Renault will produce 1,000 Thales Toutatis loitering munitions per month at a converted automotive plant, the companies confirmed last week, establishing the highest-volume production line for remotely operated strike drones in Europe. The arrangement transforms a segment of Renault's existing factory infrastructure into a defense production facility, leveraging automotive manufacturing techniques to scale output of the tube-launched system at speeds defense contractors have struggled to match. Thales developed the Toutatis as a man-portable loitering munition with a reported range of 10 kilometers and a flight endurance of 30 minutes, positioning it as a tactical asset for forward units rather than a strategic platform.
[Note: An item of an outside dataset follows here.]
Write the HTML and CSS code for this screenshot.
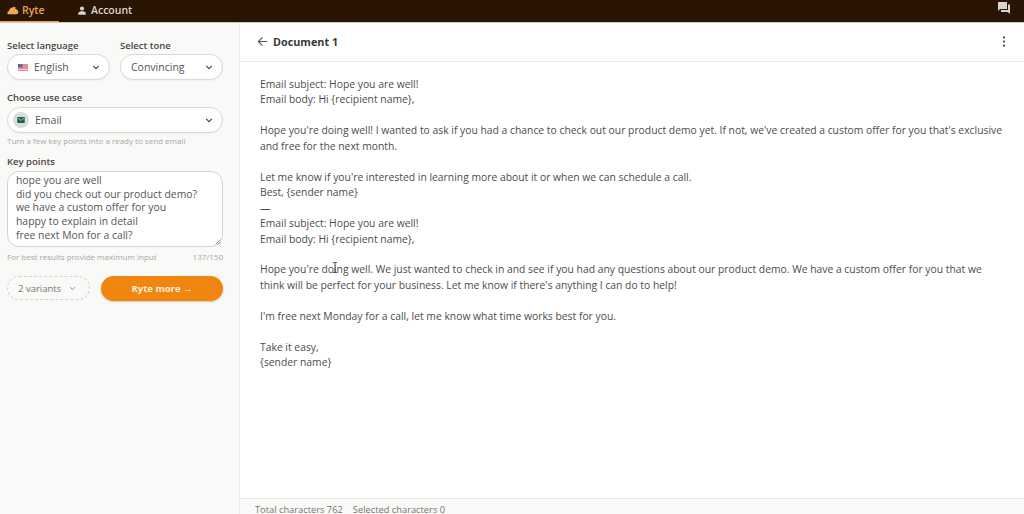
FILE: index.html
```html
<!DOCTYPE html>
<html lang="en">
<head>
<meta charset="utf-8">
<title>Ryte</title>
<link rel="stylesheet" href="styles.css">
</head>
<body>
<nav class="topbar">
  <a class="tab tab-active">
    <svg class="tab-icon" viewBox="0 0 16 12"><path fill="#f0a855" d="M1 11c-1-2-.5-4 1.500-4.500C3.500 4 5 2 7 2c1 0 1.500-1 3-1s1.500 1.500 1 2.500c2 .5 4 2 4 4.500 0 2-1 3-2.500 3z"/></svg>
    <span>Ryte</span>
  </a>
  <a class="tab">
    <svg class="tab-icon" viewBox="0 0 12 12"><circle cx="6" cy="3.200" r="2.700" fill="#d8d4ce"/><path fill="#d8d4ce" d="M1 11.500V9.500C1 7.800 4 7 6 7s5 .8 5 2.500v2z"/></svg>
    <span>Account</span>
  </a>
  <svg class="chat-icon" viewBox="0 0 14 13"><path fill="#d8d4ce" d="M1 0h9v7H3L1 9z"/><path fill="#d8d4ce" d="M11 2.500h2V12l-2.200-2H4V8h7z"/></svg>
</nav>
<div class="app">
  <aside class="sidebar">
    <div class="row">
      <div class="field">
        <label class="label">Select language</label>
        <div class="select">
          <svg class="flag" viewBox="0 0 10 7"><rect width="10" height="7" fill="#e58a96"/><rect width="4.500" height="3.500" fill="#5a6f96"/><rect y="5" x="0" width="10" height="1" fill="#f2c9cf"/></svg>
          <span class="select-text">English</span>
          <svg class="chev" viewBox="0 0 10 6"><path d="M1.500 1 5 4.500 8.500 1" fill="none" stroke="#444" stroke-width="1.400"/></svg>
        </div>
      </div>
      <div class="field">
        <label class="label">Select tone</label>
        <div class="select select-plain">
          <span class="select-text">Convincing</span>
          <svg class="chev" viewBox="0 0 10 6"><path d="M1.500 1 5 4.500 8.500 1" fill="none" stroke="#444" stroke-width="1.400"/></svg>
        </div>
      </div>
    </div>
    <label class="label label-case">Choose use case</label>
    <div class="select select-case">
      <span class="case-badge"><svg viewBox="0 0 10 8"><rect width="10" height="8" rx="1" fill="#1f6458"/><path d="M1 1.500 5 4.500 9 1.500" fill="none" stroke="#cfe3dd" stroke-width=".9"/></svg></span>
      <span class="select-text">Email</span>
      <svg class="chev" viewBox="0 0 10 6"><path d="M1.500 1 5 4.500 8.500 1" fill="none" stroke="#444" stroke-width="1.400"/></svg>
    </div>
    <p class="hint">Turn a few key points into a ready to send email</p>
    <label class="label label-key">Key points</label>
    <div class="textarea">hope you are well
did you check out our product demo?
we have a custom offer for you
happy to explain in detail
free next Mon for a call?<svg class="grip" viewBox="0 0 6 6"><path d="M5.500 .5 .5 5.500M5.500 3 3 5.500" stroke="#777" stroke-width=".8"/></svg></div>
    <div class="hint hint-row"><span>For best results provide maximum input</span><span>137/150</span></div>
    <div class="actions">
      <div class="variants"><span>2 variants</span><svg class="chev chev-light" viewBox="0 0 10 6"><path d="M1.500 1 5 4.500 8.500 1" fill="none" stroke="#777" stroke-width="1.200"/></svg></div>
      <button class="ryte-btn">Ryte more <span class="arrow">→</span></button>
    </div>
  </aside>
  <main class="main">
    <header class="doc-head">
      <svg class="back" viewBox="0 0 12 12"><path d="M11 6H1.500M6 1.500 1.500 6 6 10.500" fill="none" stroke="#555" stroke-width="1.200"/></svg>
      <h1 class="doc-title">Document 1</h1>
      <svg class="dots" viewBox="0 0 4 12"><circle cx="2" cy="1.500" r="1.200"/><circle cx="2" cy="6" r="1.200"/><circle cx="2" cy="10.500" r="1.200"/></svg>
    </header>
    <div class="doc-body">Email subject: Hope you are well!
Email body: Hi {recipient name},

Hope you're doing well! I wanted to ask if you had a chance to check out our product demo yet. If not, we've created a custom offer for you that's exclusive and free for the next month.

Let me know if you're interested in learning more about it or when we can schedule a call.
Best, {sender name}
—
Email subject: Hope you are well!
Email body: Hi {recipient name},

Hope you're doing well. We just wanted to check in and see if you had any questions about our product demo. We have a custom offer for you that we think will be perfect for your business. Let me know if there's anything I can do to help!

I'm free next Monday for a call, let me know what time works best for you.

Take it easy,
{sender name}</div>
    <footer class="doc-foot"><span>Total characters 762</span><span>Selected characters 0</span></footer>
    <svg class="ibeam" viewBox="0 0 6 11"><path d="M1 .5h4M3 .5v10M1 10.500h4" fill="none" stroke="#333" stroke-width=".8"/></svg>
  </main>
</div>
</body>
</html>
```
FILE: styles.css
```css
* { box-sizing: border-box; }
html, body { margin: 0; height: 100%; overflow: hidden; }
body { font-family: "Open Sans", "Noto Sans", sans-serif; color: #4a4644; background: #fff; display: flex; flex-direction: column; }

.topbar { height: 23px; flex: none; background: #2a1404; border-bottom: 1px solid #cfc9c0; display: flex; align-items: stretch; position: relative; }
.tab { width: 59px; display: flex; align-items: center; gap: 3px; padding: 0 0 2px 7px; font-size: 10.500px; font-weight: 600; color: #d8d4ce; }
.tab + .tab { padding-left: 17px; gap: 3px; width: auto; }
.tab-active { color: #e9a351; box-shadow: inset 0 -1px 0 #f0a855; }
.tab-icon { width: 12px; height: 9px; }
.chat-icon { width: 14px; height: 13px; margin: 2px 13px 0 auto; }

.app { flex: 1; display: flex; min-height: 0; }
.sidebar { width: 240px; flex: none; background: #f9f9f8; border-right: 1px solid #ecebe9; padding: 16px 16px 0 7px; }
.row { display: flex; gap: 10px; }
.field { width: 103px; }
.label { display: block; font-size: 9.500px; font-weight: 600; line-height: 13px; color: #4a4644; }
.select { height: 26px; margin-top: 2px; background: #fff; border: 1px solid #dbd9d5; border-radius: 13px; display: flex; align-items: center; padding: 0 9px 0 10px; font-size: 10.500px; color: #555; box-shadow: 0 1px 1px rgba(0,0,0,.04); }
.select-plain { padding-left: 10px; }
.flag { width: 10px; height: 7px; margin-right: 6px; }
.select-text { flex: 1; }
.chev { width: 8px; height: 5px; flex: none; }
.label-case { margin-top: 11px; }
.select-case { margin-top: 3px; padding-left: 5px; }
.case-badge { width: 16px; height: 16px; border-radius: 50%; background: #dcdcd8; display: flex; align-items: center; justify-content: center; margin-right: 6px; }
.case-badge svg { width: 8px; height: 6px; }
.hint { margin: 2px 0 0; font-size: 8px; line-height: 12px; color: #a9a7a3; }
.label-key { margin-top: 8px; }
.textarea { position: relative; height: 76px; margin-top: 3px; background: #fff; border: 1px solid #d6d4d0; border-radius: 12px; padding: 2px 8px; font-size: 10.400px; line-height: 13.700px; color: #555; white-space: pre; }
.grip { position: absolute; right: 1px; bottom: 1px; width: 6px; height: 6px; }
.hint-row { display: flex; justify-content: space-between; margin-top: 4px; }
.actions { display: flex; gap: 11px; margin-top: 13px; }
.variants { width: 83px; height: 24px; border: 1px dashed #d4d2ce; border-radius: 12px; display: flex; align-items: center; justify-content: space-between; padding: 0 13px 0 10px; font-size: 9.500px; color: #77746f; }
.chev-light { width: 7px; }
.ryte-btn { flex: 1; height: 25px; border: 0; border-radius: 13px; background: #f0860f; color: #fdeedd; font: 700 9.500px "Open Sans", sans-serif; box-shadow: 0 1px 2px rgba(0,0,0,.2); }
.arrow { font-weight: 400; }

.main { flex: 1; min-width: 0; display: flex; flex-direction: column; position: relative; background: #fff; }
.doc-head { height: 39px; flex: none; border-bottom: 1px solid #ececea; display: flex; align-items: center; padding: 0 18px 1px 17px; }
.back { width: 11px; height: 11px; margin-right: 5px; }
.doc-title { flex: 1; margin: 0; font-size: 10.800px; font-weight: 700; color: #3c3835; }
.dots { width: 4px; height: 11px; fill: #4a4644; }
.doc-body { flex: 1; padding: 15px 20px 0 20px; font-size: 10.350px; line-height: 15.450px; color: #4f4b48; white-space: pre-wrap; }
.doc-foot { height: 16px; flex: none; border-top: 1px solid #e9e8e5; background: #f9f9f8; display: flex; gap: 10px; padding: 5px 0 0 15px; font-size: 9.300px; line-height: 12px; color: #77746f; }
.ibeam { position: absolute; left: 92px; top: 239px; width: 6px; height: 11px; }
```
The monthly production target of 1,000 units translates to 12,000 systems annually, a figure that dwarfs current European output of comparable systems and signals France's intent to become a primary supplier of expendable drone munitions across allied forces.
The partnership represents a sharp departure from traditional defense manufacturing models, where specialized contractors maintain dedicated facilities with production runs measured in dozens or hundreds of units per month. Renault brings automotive assembly line discipline, supplier networks, and quality control systems honed over decades of producing 2 million vehicles annually across its global footprint. Those capabilities matter for a weapon system designed to be expended in single-use strikes, where unit economics and production velocity determine tactical viability as much as technical performance. Automotive manufacturers have entered defense production before, most notably during World War II mobilization, but modern precedents remain limited. Renault's move follows growing acknowledgment among European defense ministries that traditional contractors lack the manufacturing throughput to meet demand for unmanned systems in high-intensity conflict scenarios. Ukraine's consumption of thousands of small drones monthly has clarified the arithmetic: future conflicts will require industrial-scale production of expendable autonomous platforms, not boutique fabrication.
Thales holds established positions in European defense electronics, radar systems, and avionics, but loitering munitions represent a category where the company faces competition from smaller, more agile firms and a flood of low-cost options from non-European suppliers. The Toutatis uses electric propulsion and incorporates a warhead designed to defeat light armor and fortified positions, according to specifications Thales has disclosed at defense exhibitions. The system's tube-launch format allows infantry squads to deploy it without specialized equipment, and its remote operation architecture keeps human operators in the targeting loop, a design choice aligned with French defense policy on autonomous weapons employment. Pricing details for the Toutatis have not been made public, but comparable systems from European manufacturers typically run between €40,000 and €70,000 per unit depending on sensor packages and warhead options. At 1,000 units monthly, even conservative estimates place the program's monthly output value north of €40 million, establishing the partnership as a material revenue stream for both companies.
France's Ministry of Armed Forces has emphasized domestic production capacity for critical defense systems as a strategic priority, particularly after supply chain disruptions exposed European dependence on external sources for everything from semiconductors to raw materials. The Renault-Thales collaboration fits within that framework, creating a production pipeline insulated from foreign supply constraints and positioned to serve not only French forces but also export customers across Europe and allied nations in other regions. The arrangement also raises questions about dual-use manufacturing, where facilities toggle between civilian and defense production, a model common in Cold War industrial policy but largely abandoned in the post-1991 period. Renault's participation suggests that boundary may be eroding as European governments seek surge capacity that can scale rapidly in response to geopolitical developments. Whether other automotive manufacturers follow Renault's lead will depend partly on regulatory frameworks governments establish to incentivize or mandate defense production commitments from civilian industrial players.
What to Watch: Monitor whether Renault discloses which specific factory will house Toutatis production and whether the company plans to establish separate drone manufacturing subsidiaries or integrate defense output within existing divisions. Track export license approvals for the Toutatis to identify which countries will receive systems and in what volumes, as those orders will determine whether the 1,000-unit monthly target proves sustainable or requires adjustment. Watch for announcements from other European automakers, particularly Stellantis and Volkswagen Group, regarding defense manufacturing partnerships, as Renault's move may pressure competitors to pursue similar arrangements. Pay attention to French Ministry of Armed Forces procurement announcements in Q3 2026, which will clarify whether domestic orders justify the production scale or whether export sales must carry the program.